- Directed by: Dino Risi
- Written by: Adriano Baracco Ennio De Concini Dino Risi
- Produced by: Turi Vasile
- Starring: Nino Manfredi Senta Berger Totò Claudine Auger Mario Adorf Harry Guardino
- Cinematography: Aldo Tonti
- Music by: Armando Trovajoli
- Distributed by: Interfilm (Italy) Gaumont Distribution (France)
- Release date: 25 November 1966;
- Running time: 104 minutes
- Countries: Italy France
- Language: Italian
- Box office: $2 million (Italy)

= Treasure of San Gennaro =

Treasure of San Gennaro (Operazione San Gennaro) is a 1966 Italian comedy film starring Nino Manfredi, Senta Berger, Totò and Claudine Auger. Directed by Dino Risi, it is the story of a heist gone wrong. It won a Silver Prize at the 5th Moscow International Film Festival.

==Plot==
A group of American criminals arrive in Naples to steal the holy treasures of its patron saint. They enlist the help of the local mafia, who are torn between the multibillion-lire proposition and their loyalty to the community.

==Cast==
- Nino Manfredi as Armandino "Dudu" Girasole
- Senta Berger as Maggie
- Harry Guardino as Jack
- Claudine Auger as Concettina
- Totò as Don Vincenzo
- Mario Adorf as Sciascillo
- Ugo Fangareggi as Agonia
- Dante Maggio as Il capitano
- Giovanni Bruti as Il cardinale
- Pinuccio Ardia as Il barone
- Vittoria Crispo as Mamma Assunta
- Ralf Wolter as Frank

== Production==
The film was originally conceived as a serious heist film, with Jean-Paul Belmondo intended to play the lead role.

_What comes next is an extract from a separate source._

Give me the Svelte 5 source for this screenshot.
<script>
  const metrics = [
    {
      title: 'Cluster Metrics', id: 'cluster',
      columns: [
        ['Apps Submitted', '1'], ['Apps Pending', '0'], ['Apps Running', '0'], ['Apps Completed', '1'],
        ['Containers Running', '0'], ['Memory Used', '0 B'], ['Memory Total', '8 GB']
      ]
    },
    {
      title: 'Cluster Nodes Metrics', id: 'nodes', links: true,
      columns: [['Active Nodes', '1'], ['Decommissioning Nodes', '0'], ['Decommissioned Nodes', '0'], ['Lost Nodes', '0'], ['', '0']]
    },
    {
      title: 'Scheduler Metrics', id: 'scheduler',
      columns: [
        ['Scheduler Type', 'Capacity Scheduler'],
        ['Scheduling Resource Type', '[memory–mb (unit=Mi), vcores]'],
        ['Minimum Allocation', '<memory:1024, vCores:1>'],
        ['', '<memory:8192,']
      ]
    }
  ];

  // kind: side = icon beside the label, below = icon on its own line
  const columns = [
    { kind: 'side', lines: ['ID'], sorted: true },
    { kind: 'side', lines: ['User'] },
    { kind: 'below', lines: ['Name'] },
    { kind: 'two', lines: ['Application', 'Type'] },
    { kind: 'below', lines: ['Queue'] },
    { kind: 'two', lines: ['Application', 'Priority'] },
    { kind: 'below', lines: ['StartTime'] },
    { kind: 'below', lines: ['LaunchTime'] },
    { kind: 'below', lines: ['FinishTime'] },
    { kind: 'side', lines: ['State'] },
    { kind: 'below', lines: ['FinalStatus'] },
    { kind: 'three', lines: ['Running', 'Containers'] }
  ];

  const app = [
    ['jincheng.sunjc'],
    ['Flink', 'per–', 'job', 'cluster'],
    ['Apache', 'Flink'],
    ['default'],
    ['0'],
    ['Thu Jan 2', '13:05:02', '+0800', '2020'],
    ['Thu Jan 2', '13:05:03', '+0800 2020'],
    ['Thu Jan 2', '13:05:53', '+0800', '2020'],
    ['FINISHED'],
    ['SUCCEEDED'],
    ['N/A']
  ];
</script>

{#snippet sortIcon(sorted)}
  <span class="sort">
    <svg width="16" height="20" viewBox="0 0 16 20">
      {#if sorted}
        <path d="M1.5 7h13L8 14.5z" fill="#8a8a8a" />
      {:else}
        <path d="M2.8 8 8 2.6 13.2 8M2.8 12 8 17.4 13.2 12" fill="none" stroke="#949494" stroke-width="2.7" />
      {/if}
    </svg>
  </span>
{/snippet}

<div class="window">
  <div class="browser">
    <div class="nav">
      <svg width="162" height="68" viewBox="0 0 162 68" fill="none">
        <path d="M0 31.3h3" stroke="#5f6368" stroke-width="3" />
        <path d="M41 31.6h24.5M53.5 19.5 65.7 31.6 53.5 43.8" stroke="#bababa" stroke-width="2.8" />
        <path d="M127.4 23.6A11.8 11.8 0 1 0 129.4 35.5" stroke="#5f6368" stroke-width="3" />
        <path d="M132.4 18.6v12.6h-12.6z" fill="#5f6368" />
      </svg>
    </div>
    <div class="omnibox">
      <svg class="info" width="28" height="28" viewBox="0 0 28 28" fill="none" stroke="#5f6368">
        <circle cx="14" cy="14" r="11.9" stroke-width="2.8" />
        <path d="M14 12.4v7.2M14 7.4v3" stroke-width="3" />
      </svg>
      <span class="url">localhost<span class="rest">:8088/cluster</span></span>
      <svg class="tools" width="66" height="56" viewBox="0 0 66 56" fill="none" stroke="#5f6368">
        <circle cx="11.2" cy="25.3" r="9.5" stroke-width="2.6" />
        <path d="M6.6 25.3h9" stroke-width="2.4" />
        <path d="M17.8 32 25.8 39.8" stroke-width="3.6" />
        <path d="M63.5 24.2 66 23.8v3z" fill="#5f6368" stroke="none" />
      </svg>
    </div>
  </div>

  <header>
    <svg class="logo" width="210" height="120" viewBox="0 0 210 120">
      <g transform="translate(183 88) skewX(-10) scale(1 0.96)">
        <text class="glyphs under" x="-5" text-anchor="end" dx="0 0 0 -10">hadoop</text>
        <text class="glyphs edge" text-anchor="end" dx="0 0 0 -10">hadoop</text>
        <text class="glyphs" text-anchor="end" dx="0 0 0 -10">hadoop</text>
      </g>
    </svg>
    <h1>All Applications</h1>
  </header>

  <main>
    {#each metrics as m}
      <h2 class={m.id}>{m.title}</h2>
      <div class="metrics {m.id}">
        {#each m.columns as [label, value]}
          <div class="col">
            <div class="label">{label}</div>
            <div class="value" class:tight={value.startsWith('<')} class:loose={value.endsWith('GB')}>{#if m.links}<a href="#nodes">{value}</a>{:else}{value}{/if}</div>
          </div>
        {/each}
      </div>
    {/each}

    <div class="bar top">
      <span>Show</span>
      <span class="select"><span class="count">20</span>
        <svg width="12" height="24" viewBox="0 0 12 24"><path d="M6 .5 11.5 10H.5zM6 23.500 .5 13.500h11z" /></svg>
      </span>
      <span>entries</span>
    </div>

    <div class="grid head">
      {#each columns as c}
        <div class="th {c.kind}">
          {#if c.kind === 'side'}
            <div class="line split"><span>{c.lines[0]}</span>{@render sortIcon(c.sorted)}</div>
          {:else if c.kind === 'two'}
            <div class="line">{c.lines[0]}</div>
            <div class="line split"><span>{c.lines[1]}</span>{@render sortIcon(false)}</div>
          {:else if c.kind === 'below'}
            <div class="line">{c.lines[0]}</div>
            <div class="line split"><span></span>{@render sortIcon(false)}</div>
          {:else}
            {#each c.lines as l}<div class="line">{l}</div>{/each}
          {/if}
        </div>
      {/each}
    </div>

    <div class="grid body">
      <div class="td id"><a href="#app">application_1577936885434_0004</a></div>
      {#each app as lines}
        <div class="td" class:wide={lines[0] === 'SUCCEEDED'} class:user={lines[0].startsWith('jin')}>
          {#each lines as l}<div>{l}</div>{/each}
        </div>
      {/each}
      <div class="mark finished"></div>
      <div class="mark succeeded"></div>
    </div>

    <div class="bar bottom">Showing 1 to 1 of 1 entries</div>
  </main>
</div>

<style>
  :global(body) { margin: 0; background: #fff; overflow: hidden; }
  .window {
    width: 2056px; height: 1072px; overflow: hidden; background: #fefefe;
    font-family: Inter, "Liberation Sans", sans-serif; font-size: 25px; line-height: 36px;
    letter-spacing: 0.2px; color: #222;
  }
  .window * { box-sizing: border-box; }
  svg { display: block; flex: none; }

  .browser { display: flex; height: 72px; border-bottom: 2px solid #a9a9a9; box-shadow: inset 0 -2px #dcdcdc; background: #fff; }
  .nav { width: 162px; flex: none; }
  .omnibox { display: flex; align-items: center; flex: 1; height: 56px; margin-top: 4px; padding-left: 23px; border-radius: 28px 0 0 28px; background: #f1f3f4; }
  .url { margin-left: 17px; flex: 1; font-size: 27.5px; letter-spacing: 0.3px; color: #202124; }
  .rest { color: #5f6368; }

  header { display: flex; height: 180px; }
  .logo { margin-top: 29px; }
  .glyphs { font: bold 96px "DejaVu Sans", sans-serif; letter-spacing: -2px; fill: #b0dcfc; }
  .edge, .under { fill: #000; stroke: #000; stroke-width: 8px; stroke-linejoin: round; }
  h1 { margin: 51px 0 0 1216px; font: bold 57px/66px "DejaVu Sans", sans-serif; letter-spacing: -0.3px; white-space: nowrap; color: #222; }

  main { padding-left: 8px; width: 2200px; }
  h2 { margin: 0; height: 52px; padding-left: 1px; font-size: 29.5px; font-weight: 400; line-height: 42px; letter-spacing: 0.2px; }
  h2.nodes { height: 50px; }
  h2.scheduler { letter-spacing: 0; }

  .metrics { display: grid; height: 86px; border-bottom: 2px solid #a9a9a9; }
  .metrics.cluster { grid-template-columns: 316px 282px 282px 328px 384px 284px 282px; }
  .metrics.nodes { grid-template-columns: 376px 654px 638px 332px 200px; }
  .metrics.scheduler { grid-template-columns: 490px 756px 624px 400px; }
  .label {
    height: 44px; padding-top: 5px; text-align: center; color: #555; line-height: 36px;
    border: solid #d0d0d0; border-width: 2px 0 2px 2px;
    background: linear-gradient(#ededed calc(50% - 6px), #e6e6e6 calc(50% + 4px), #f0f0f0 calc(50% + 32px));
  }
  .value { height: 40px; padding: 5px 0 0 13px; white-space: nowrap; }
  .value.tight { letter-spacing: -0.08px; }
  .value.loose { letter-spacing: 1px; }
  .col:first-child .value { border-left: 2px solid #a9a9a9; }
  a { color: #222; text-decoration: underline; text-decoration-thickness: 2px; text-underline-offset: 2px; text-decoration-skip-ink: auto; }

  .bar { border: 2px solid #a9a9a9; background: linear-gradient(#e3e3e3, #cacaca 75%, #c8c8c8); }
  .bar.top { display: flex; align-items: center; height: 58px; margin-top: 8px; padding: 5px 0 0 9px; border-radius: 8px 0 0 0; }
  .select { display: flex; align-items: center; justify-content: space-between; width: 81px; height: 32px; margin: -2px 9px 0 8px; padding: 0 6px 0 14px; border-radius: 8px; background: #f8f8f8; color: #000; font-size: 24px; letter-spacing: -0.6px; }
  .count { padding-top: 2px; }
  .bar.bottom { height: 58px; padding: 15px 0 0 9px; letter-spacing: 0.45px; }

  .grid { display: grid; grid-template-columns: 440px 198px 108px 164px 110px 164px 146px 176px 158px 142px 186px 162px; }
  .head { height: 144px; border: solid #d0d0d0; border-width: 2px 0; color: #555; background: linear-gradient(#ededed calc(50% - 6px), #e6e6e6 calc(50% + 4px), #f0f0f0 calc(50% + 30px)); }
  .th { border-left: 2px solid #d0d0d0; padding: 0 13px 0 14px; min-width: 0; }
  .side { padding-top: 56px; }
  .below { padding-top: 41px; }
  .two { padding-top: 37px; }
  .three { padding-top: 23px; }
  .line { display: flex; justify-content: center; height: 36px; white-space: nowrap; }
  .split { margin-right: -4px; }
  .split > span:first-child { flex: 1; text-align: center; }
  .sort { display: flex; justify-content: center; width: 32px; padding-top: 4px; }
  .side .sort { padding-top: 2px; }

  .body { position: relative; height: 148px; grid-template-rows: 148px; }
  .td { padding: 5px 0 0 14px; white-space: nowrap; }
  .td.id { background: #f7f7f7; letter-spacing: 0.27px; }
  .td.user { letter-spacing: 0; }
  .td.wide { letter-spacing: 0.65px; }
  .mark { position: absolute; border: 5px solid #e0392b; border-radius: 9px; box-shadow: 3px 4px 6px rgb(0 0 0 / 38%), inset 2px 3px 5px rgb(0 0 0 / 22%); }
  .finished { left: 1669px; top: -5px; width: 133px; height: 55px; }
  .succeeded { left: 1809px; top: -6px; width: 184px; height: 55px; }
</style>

Principal cinematography started in Naples on July 1966. Carlo Croccolo dubbed the voices of at least 15 characters, including those portrayed by Harry Guardino, Totò, Mario Adorf, Pinuccio Ardia, and Ralf Wolter.

== Cancelled sequel ==
Following the success of the film, in the early 1967, Manfredi and Ennio De Concini started working on a sequel set in New York titled Dudù a Nuova York. Following the release of numerous rip-offs and unofficial sequels, most notably Lucio Fulci's Operation St. Peter's, the project was eventually shelved.